Alexander Gunn had the most extraordinary memory. The facts of the two shipwrecks he talks about, are confirmed in newspaper articles, but as Alexander was born on 3 Dec 1820 and the wrecks happened in 1824 and 1826 he was only a wee bairn of 4 and 6 years old at the time. The gift of the shilling was obviously a very significant event in both Alexander’s young life and for his family where money was so scarce – I can well imagine his mother Marion’s concern to keep the coin safe.
Sandy (or James) Linton, his boat and bairns.jpg

The “Janet”

The loss of the Janet on 24 Nov 1826 was reported in Leith on 1 Dec 1826:

The Janet, of this port, a regular trader to Helmsdale, is totally lost in the Murray Frith (Moray Firth), and it is feared all on board drowned. She had on board a number of passengers.


The “Freemason”

The list of shipwrecks for 1824 confirms the Freemason


Several newspapers briefly reported the loss of the Freemason

“….the ship was driven ashore and wrecked between Helmsdale, Sutherland and Berriedale, Caithness in mid-November. Her crew were rescued. The Times, London 25 Nov1824

The Freemason of Findhorn was wrecked last week between Helmsdale and Berriedale. The crew and great part of the cargo saved.
Aberdeen 20 Nov 1824

Canmore also notes from the Marine List, the loss of the Freemason, stating she was classified as a sloop, with a cargo of herrings. The vessel was wrecked at Achnacarry (Achnacraig) between Helmsdale and Berriedale.
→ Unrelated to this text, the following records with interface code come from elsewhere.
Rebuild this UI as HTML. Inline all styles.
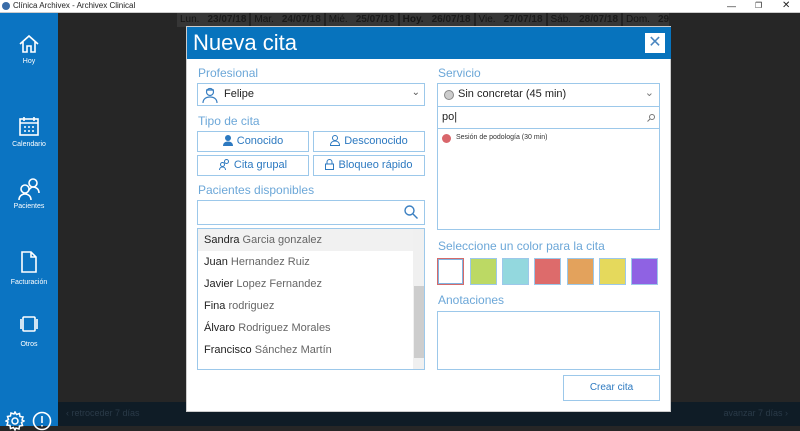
<!DOCTYPE html><html><head><meta charset="utf-8"><style>
*{margin:0;padding:0;box-sizing:border-box}
body{width:800px;height:426px;overflow:hidden;background:#262626;font-family:"Liberation Sans",sans-serif;position:relative}
.a{position:absolute}
.tb{left:0;top:0;width:800px;height:13px;background:#fff;border-bottom:1px solid #ccc;font-size:8px;color:#222;line-height:12px}
.side{left:0;top:13px;width:58px;height:413px;background:#0b74c2;color:#fff;font-size:7px;text-align:center}
.lbl{color:#6ca7d8;font-size:12px}
.box{border:1px solid #9cc8ea;background:#fff}
.btn{border:1px solid #9cc8ea;background:#fff;color:#2c79c0;font-size:11px;text-align:center;line-height:18px}
.btn svg{vertical-align:-2px;margin-right:4px}
.row{height:22px;line-height:22px;padding-left:6px;font-size:11px;color:#666}
.row b{color:#222;font-weight:normal}
.sw{top:258px;width:27px;height:27px;border:1px solid #9cc8ea}
.hd span{display:inline-block;border-right:2px solid #222;padding:0 3px}
.hd i{font-style:normal;color:#1a1a1a;margin-left:8px}
</style></head><body>
<div class="a tb"><span style="position:absolute;left:2px;top:2px;width:8px;height:8px;border-radius:50%;background:#3a6ca8"></span><span style="position:absolute;left:13px">Clínica Archivex - Archivex Clinical</span><span style="position:absolute;left:727px;font-size:9px">—</span><span style="position:absolute;left:755px">❐</span><span style="position:absolute;left:782px;font-size:10px">✕</span></div>
<div class="a side">
<svg class="a" style="left:18px;top:20px" width="22" height="22" viewBox="0 0 22 22" fill="none" stroke="#fff" stroke-width="1.6"><path d="M2 11L11 3l9 8M5 9v10h4v-6h4v6h4V9"/></svg>
<div class="a" style="left:0;top:45px;width:58px">Hoy</div>
<svg class="a" style="left:18px;top:102px" width="22" height="22" viewBox="0 0 22 22" fill="none" stroke="#fff" stroke-width="1.6"><rect x="2" y="4" width="18" height="16"/><path d="M2 8h18M6 2v4M16 2v4"/><path d="M6 12h2M10 12h2M14 12h2M6 16h2M10 16h2M14 16h2" stroke-width="1.4"/></svg>
<div class="a" style="left:0;top:128px;width:58px">Calendario</div>
<svg class="a" style="left:17px;top:164px" width="24" height="24" viewBox="0 0 24 24" fill="none" stroke="#fff" stroke-width="1.6"><circle cx="16" cy="6" r="4"/><circle cx="8" cy="12" r="4"/><path d="M2 23c0-4 3-6 6-6s6 2 6 6M12 13c1-2 3-3 4-3 3 0 6 2 6 6"/></svg>
<div class="a" style="left:0;top:190px;width:58px">Pacientes</div>
<svg class="a" style="left:20px;top:238px" width="18" height="22" viewBox="0 0 18 22" fill="none" stroke="#fff" stroke-width="1.6"><path d="M2 1h9l5 5v15H2zM11 1v5h5"/></svg>
<div class="a" style="left:0;top:266px;width:58px">Facturación</div>
<svg class="a" style="left:18px;top:303px" width="22" height="16" viewBox="0 0 22 16" fill="none" stroke="#fff" stroke-width="1.6"><rect x="5" y="1" width="12" height="14" rx="1"/><path d="M3 3v10M19 3v10"/></svg>
<div class="a" style="left:0;top:328px;width:58px">Otros</div>
<svg class="a" style="left:5px;top:398px" width="20" height="20" viewBox="0 0 20 20" fill="none" stroke="#fff" stroke-width="1.5"><circle cx="10" cy="10" r="3"/><path d="M10 1l1.5 2.5 3-1 .5 3 3 .5-1 3L19 10l-2.5 1.5 1 3-3 .5-.5 3-3-1L10 19l-1.5-2.5-3 1-.5-3-3-.5 1-3L1 10l2.5-1.5-1-3 3-.5.5-3 3 1z"/></svg>
<svg class="a" style="left:32px;top:398px" width="20" height="20" viewBox="0 0 20 20" fill="none" stroke="#fff" stroke-width="1.6"><circle cx="10" cy="10" r="8.5"/><path d="M10 5v7M10 14v1.5"/></svg>
</div>
<div class="a hd" style="left:177px;top:13px;width:492px;height:14px;background:#363636;font-size:10px;color:#151515;line-height:14px;white-space:nowrap;overflow:hidden"><span>Lun.<i><b>23/07/18</b></i></span><span>Mar.<i><b>24/07/18</b></i></span><span>Mié.<i><b>25/07/18</b></i></span><span><b>Hoy.</b><i><b>26/07/18</b></i></span><span>Vie.<i><b>27/07/18</b></i></span><span>Sáb.<i><b>28/07/18</b></i></span><span>Dom.<i><b>29/07/18</b></i></span></div>
<div class="a" style="left:58px;top:402px;width:742px;height:24px;background:#0f1c26;color:#2a3a48;font-size:9px;line-height:22px"><span style="margin-left:8px">‹ retroceder 7 días</span><span style="position:absolute;right:12px">avanzar 7 días ›</span></div>
<div class="a" style="left:186px;top:26px;width:485px;height:386px;background:#fff;border:1px solid #ccc">
<div class="a" style="left:0;top:0;width:484px;height:32px;background:#0773bd;color:#fff;font-size:22px;line-height:32px;padding-left:6px">Nueva cita</div>
<div class="a" style="left:458px;top:6px;width:20px;height:20px;background:#fff;color:#4a86c0;font-size:16px;text-align:center;line-height:20px">✕</div>
</div>
<div class="a lbl" style="left:198px;top:66px">Profesional</div>
<div class="a box" style="left:197px;top:83px;width:228px;height:23px"><svg class="a" style="left:4px;top:2px" width="16" height="18" viewBox="0 0 16 18" fill="none" stroke="#3a7fc1" stroke-width="1.2"><circle cx="8" cy="6" r="3.5"/><path d="M4 4h8M1 17c0-4 3-6 7-6s7 2 7 6"/></svg><span class="a" style="left:26px;top:4px;font-size:11px;color:#222">Felipe</span><span class="a" style="right:4px;top:3px;font-size:10px;color:#555">⌄</span></div>
<div class="a lbl" style="left:198px;top:114px">Tipo de cita</div>
<div class="a btn" style="left:197px;top:131px;width:112px;height:21px"><svg width="10" height="11" viewBox="0 0 10 11" fill="#2c79c0"><circle cx="5" cy="3" r="3"/><path d="M0 11c0-3 2-4.5 5-4.5s5 1.5 5 4.5z"/></svg>Conocido</div>
<div class="a btn" style="left:313px;top:131px;width:112px;height:21px"><svg width="10" height="11" viewBox="0 0 10 11" fill="none" stroke="#2c79c0"><circle cx="5" cy="3" r="2.5"/><path d="M.5 10.5c0-3 2-4.5 4.5-4.5s4.5 1.5 4.5 4.5z"/></svg>Desconocido</div>
<div class="a btn" style="left:197px;top:155px;width:112px;height:21px"><svg width="11" height="11" viewBox="0 0 11 11" fill="none" stroke="#2c79c0"><circle cx="7.5" cy="2.5" r="2"/><circle cx="3.5" cy="5.5" r="2"/><path d="M.5 11c0-2 1.5-3 3-3s3 1 3 3"/></svg>Cita grupal</div>
<div class="a btn" style="left:313px;top:155px;width:112px;height:21px"><svg width="9" height="11" viewBox="0 0 9 11" fill="none" stroke="#2c79c0"><rect x=".5" y="5" width="8" height="5.5"/><path d="M2 5V3a2.5 2.5 0 015 0v2"/></svg>Bloqueo rápido</div>
<div class="a lbl" style="left:198px;top:183px">Pacientes disponibles</div>
<div class="a box" style="left:197px;top:200px;width:228px;height:25px"><svg class="a" style="right:6px;top:4px" width="14" height="14" viewBox="0 0 14 14" fill="none" stroke="#3a7fc1" stroke-width="1.4"><circle cx="5.5" cy="5.5" r="4.5"/><path d="M9 9l4.5 4.5"/></svg></div>
<div class="a box" style="left:197px;top:228px;width:228px;height:142px;overflow:hidden">
<div class="row" style="background:#f1f1f1;width:215px"><b>Sandra</b> Garcia gonzalez</div>
<div class="row"><b>Juan</b> Hernandez Ruiz</div>
<div class="row"><b>Javier</b> Lopez Fernandez</div>
<div class="row"><b>Fina</b> rodriguez</div>
<div class="row"><b>Álvaro</b> Rodriguez Morales</div>
<div class="row"><b>Francisco</b> Sánchez Martín</div>
<div class="a" style="left:215px;top:0;width:12px;height:141px;background:#f0f0f0"></div>
<div class="a" style="left:216px;top:57px;width:10px;height:72px;background:#cdcdcd"></div>
</div>
<div class="a lbl" style="left:438px;top:66px">Servicio</div>
<div class="a box" style="left:437px;top:83px;width:223px;height:24px"><span class="a" style="left:6px;top:6px;width:10px;height:10px;border-radius:50%;background:#ccc;border:1px solid #888"></span><span class="a" style="left:20px;top:4px;font-size:11px;color:#222">Sin concretar (45 min)</span><span class="a" style="right:5px;top:2px;font-size:11px;color:#777">⌄</span></div>
<div class="a box" style="left:437px;top:106px;width:223px;height:23px"><span class="a" style="left:4px;top:4px;font-size:11px;color:#222">po|</span><svg class="a" style="right:4px;top:7px" width="8" height="8" viewBox="0 0 8 8" fill="none" stroke="#777"><circle cx="5" cy="3" r="2.5"/><path d="M3 5L.5 7.5"/></svg></div>
<div class="a box" style="left:437px;top:128px;width:223px;height:102px"><span class="a" style="left:4px;top:5px;width:9px;height:9px;border-radius:50%;background:#d9666b"></span><span class="a" style="left:18px;top:5px;font-size:7px;color:#333">Sesión de podología (30 min)</span></div>
<div class="a lbl" style="left:438px;top:239px">Seleccione un color para la cita</div>
<div class="a sw" style="left:437px;border:1px solid #d46a6a;box-shadow:inset 0 0 0 1px #7fb3e0;background:#fff"></div>
<div class="a sw" style="left:470px;background:#bcd964"></div>
<div class="a sw" style="left:502px;background:#93d8de"></div>
<div class="a sw" style="left:534px;background:#dd6b6b"></div>
<div class="a sw" style="left:567px;background:#e3a25c"></div>
<div class="a sw" style="left:599px;background:#e5d95c"></div>
<div class="a sw" style="left:631px;background:#8f62e3"></div>
<div class="a lbl" style="left:438px;top:293px">Anotaciones</div>
<div class="a box" style="left:437px;top:311px;width:223px;height:59px"></div>
<div class="a btn" style="left:563px;top:375px;width:97px;height:26px;line-height:24px;font-size:10px">Crear cita</div>
</body></html>
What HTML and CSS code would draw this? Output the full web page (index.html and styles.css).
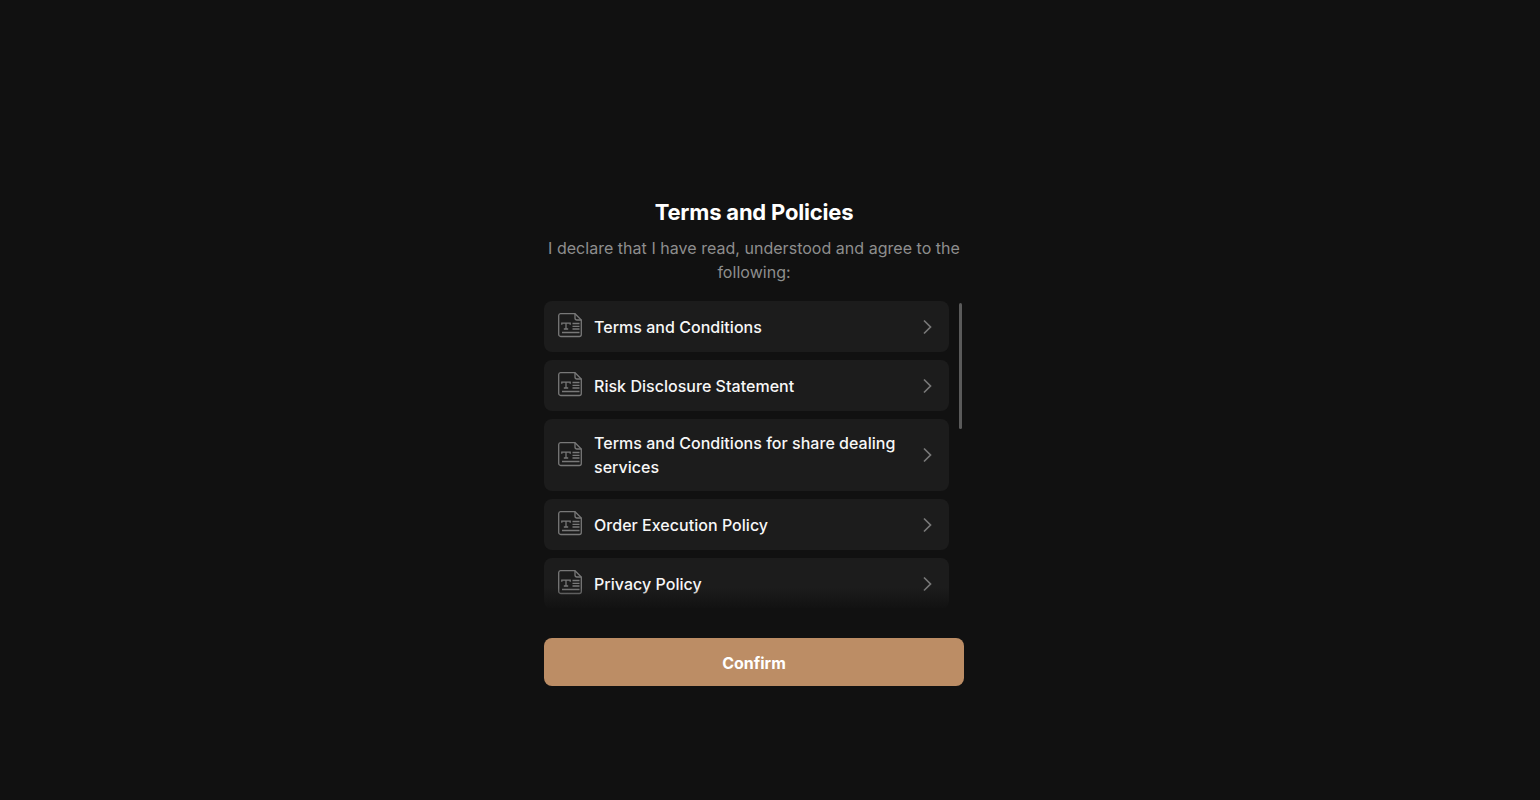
FILE: index.html
```html
<!DOCTYPE html>
<html lang="en">
<head>
<meta charset="utf-8">
<title>Terms and Policies</title>
<link rel="stylesheet" href="styles.css">
</head>
<body>
<main class="page">
  <section class="panel">
    <h1 class="title">Terms and Policies</h1>
    <p class="subtitle">I declare that I have read, understood and agree to the following:</p>
    <div class="list-wrap">
      <ul class="list">
        <li class="row">
          <svg class="doc" viewBox="0 0 24 27" fill="none"><path d="M2.500 .7H17L23.300 7V21.500a2 2 0 0 1-2 2H2.700a2 2 0 0 1-2-2V2.500a2 2 0 0 1 1.800-1.800Z"/><path d="M17 .7V5a2 2 0 0 0 2 2H23.300"/><path class="thin" d="M3.800 11.800V10.200H12.200V11.800M8 10.200V16M5.800 16H10.200M14.500 10.500H21.500M14.500 13.300H21.500M14.500 16H21.500M4 19.500H21.500"/></svg>
          <span class="label">Terms and Conditions</span>
          <svg class="chev" viewBox="0 0 10 16" fill="none"><path d="M2 1.500L8.500 8L2 14.500"/></svg>
        </li>
        <li class="row">
          <svg class="doc" viewBox="0 0 24 27" fill="none"><path d="M2.500 .7H17L23.300 7V21.500a2 2 0 0 1-2 2H2.700a2 2 0 0 1-2-2V2.500a2 2 0 0 1 1.800-1.800Z"/><path d="M17 .7V5a2 2 0 0 0 2 2H23.300"/><path class="thin" d="M3.800 11.800V10.200H12.200V11.800M8 10.200V16M5.800 16H10.200M14.500 10.500H21.500M14.500 13.300H21.500M14.500 16H21.500M4 19.500H21.500"/></svg>
          <span class="label">Risk Disclosure Statement</span>
          <svg class="chev" viewBox="0 0 10 16" fill="none"><path d="M2 1.500L8.500 8L2 14.500"/></svg>
        </li>
        <li class="row">
          <svg class="doc" viewBox="0 0 24 27" fill="none"><path d="M2.500 .7H17L23.300 7V21.500a2 2 0 0 1-2 2H2.700a2 2 0 0 1-2-2V2.500a2 2 0 0 1 1.800-1.800Z"/><path d="M17 .7V5a2 2 0 0 0 2 2H23.300"/><path class="thin" d="M3.800 11.800V10.200H12.200V11.800M8 10.200V16M5.800 16H10.200M14.500 10.500H21.500M14.500 13.300H21.500M14.500 16H21.500M4 19.500H21.500"/></svg>
          <span class="label">Terms and Conditions for share dealing services</span>
          <svg class="chev" viewBox="0 0 10 16" fill="none"><path d="M2 1.500L8.500 8L2 14.500"/></svg>
        </li>
        <li class="row">
          <svg class="doc" viewBox="0 0 24 27" fill="none"><path d="M2.500 .7H17L23.300 7V21.500a2 2 0 0 1-2 2H2.700a2 2 0 0 1-2-2V2.500a2 2 0 0 1 1.800-1.800Z"/><path d="M17 .7V5a2 2 0 0 0 2 2H23.300"/><path class="thin" d="M3.800 11.800V10.200H12.200V11.800M8 10.200V16M5.800 16H10.200M14.500 10.500H21.500M14.500 13.300H21.500M14.500 16H21.500M4 19.500H21.500"/></svg>
          <span class="label">Order Execution Policy</span>
          <svg class="chev" viewBox="0 0 10 16" fill="none"><path d="M2 1.500L8.500 8L2 14.500"/></svg>
        </li>
        <li class="row">
          <svg class="doc" viewBox="0 0 24 27" fill="none"><path d="M2.500 .7H17L23.300 7V21.500a2 2 0 0 1-2 2H2.700a2 2 0 0 1-2-2V2.500a2 2 0 0 1 1.800-1.800Z"/><path d="M17 .7V5a2 2 0 0 0 2 2H23.300"/><path class="thin" d="M3.800 11.800V10.200H12.200V11.800M8 10.200V16M5.800 16H10.200M14.500 10.500H21.500M14.500 13.300H21.500M14.500 16H21.500M4 19.500H21.500"/></svg>
          <span class="label">Privacy Policy</span>
          <svg class="chev" viewBox="0 0 10 16" fill="none"><path d="M2 1.500L8.500 8L2 14.500"/></svg>
        </li>
      </ul>
      <div class="thumb"></div>
      <div class="fade"></div>
    </div>
    <button class="confirm" type="button">Confirm</button>
  </section>
</main>
</body>
</html>
```
FILE: styles.css
```css
* { box-sizing: border-box; }
html, body { margin: 0; height: 100%; }
body {
  background: #111111;
  font-family: Inter, "Liberation Sans", sans-serif;
  color: #fff;
  overflow: hidden;
}
.page {
  height: 800px;
  padding-top: 197px;
  padding-right: 32px;
  display: flex;
  justify-content: center;
  align-items: flex-start;
}
.panel {
  width: 420px;
  display: flex;
  flex-direction: column;
}
.title {
  margin: 0;
  font-size: 22px;
  line-height: 30px;
  font-weight: 700;
  letter-spacing: -0.2px;
  text-align: center;
  color: #fff;
}
.subtitle {
  margin: 9px 0 0;
  font-size: 16px;
  line-height: 24px;
  letter-spacing: 0.03px;
  text-align: center;
  color: #8e8e8e;
}
.list-wrap {
  position: relative;
  margin-top: 17px;
  height: 307px;
  overflow: hidden;
}
.list {
  list-style: none;
  margin: 0;
  padding: 0;
  width: 405px;
  display: flex;
  flex-direction: column;
  gap: 8px;
}
.row {
  display: flex;
  align-items: center;
  gap: 12px;
  padding: 12px 14px;
  background: #1c1c1c;
  border-radius: 8px;
}
.doc {
  flex: none;
  width: 24px;
  height: 27px;
}
.doc path {
  stroke: #787878;
  stroke-width: 1.3;
}
.doc .thin {
  stroke-width: 1.3;
}
.label {
  flex: 1;
  font-size: 16px;
  line-height: 24px;
  font-weight: 500;
  letter-spacing: 0.03px;
  color: #f7f7f7;
}
.chev {
  flex: none;
  width: 10px;
  height: 16px;
  margin-right: 3px;
  margin-left: 12px;
}
.chev path {
  stroke: #787878;
  stroke-width: 1.7;
}
.thumb {
  position: absolute;
  top: 2px;
  left: 415px;
  width: 3px;
  height: 126px;
  background: #5a5a5a;
  border-radius: 2px;
}
.fade {
  position: absolute;
  left: 0;
  right: 0;
  bottom: 0;
  height: 20px;
  background: linear-gradient(to bottom, rgba(17, 17, 17, 0), rgba(17, 17, 17, 0.9));
}
.confirm {
  margin-top: 30px;
  height: 48px;
  padding: 2px 0 0;
  border: 0;
  border-radius: 8px;
  background: #bc8d65;
  color: #fff;
  font-family: inherit;
  font-size: 16px;
  font-weight: 700;
}
```
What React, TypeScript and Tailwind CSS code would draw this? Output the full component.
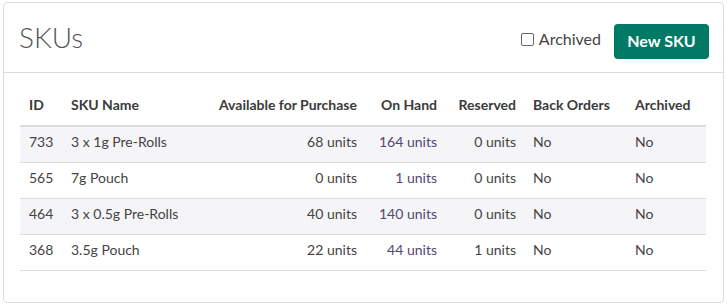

The date of loss was 10 Nov 1824.

The Moray Firth looking out to sea near Achnacraig

Travel to Edinburgh

Backing up the wonder with which a visit to Edinburgh invoked, my mother Joy McLeod, recalled her grandfather Alexander McLeod telling her he had helped drive a mob of sheep from Caithness to Edinburgh and thinking he had arrived at fairyland

Whilst this old map is hard to read – it is divided into three sections and shows the route from Tain to Wick. It also shows the miles to be covered to reach Edinburgh – a long way on foot.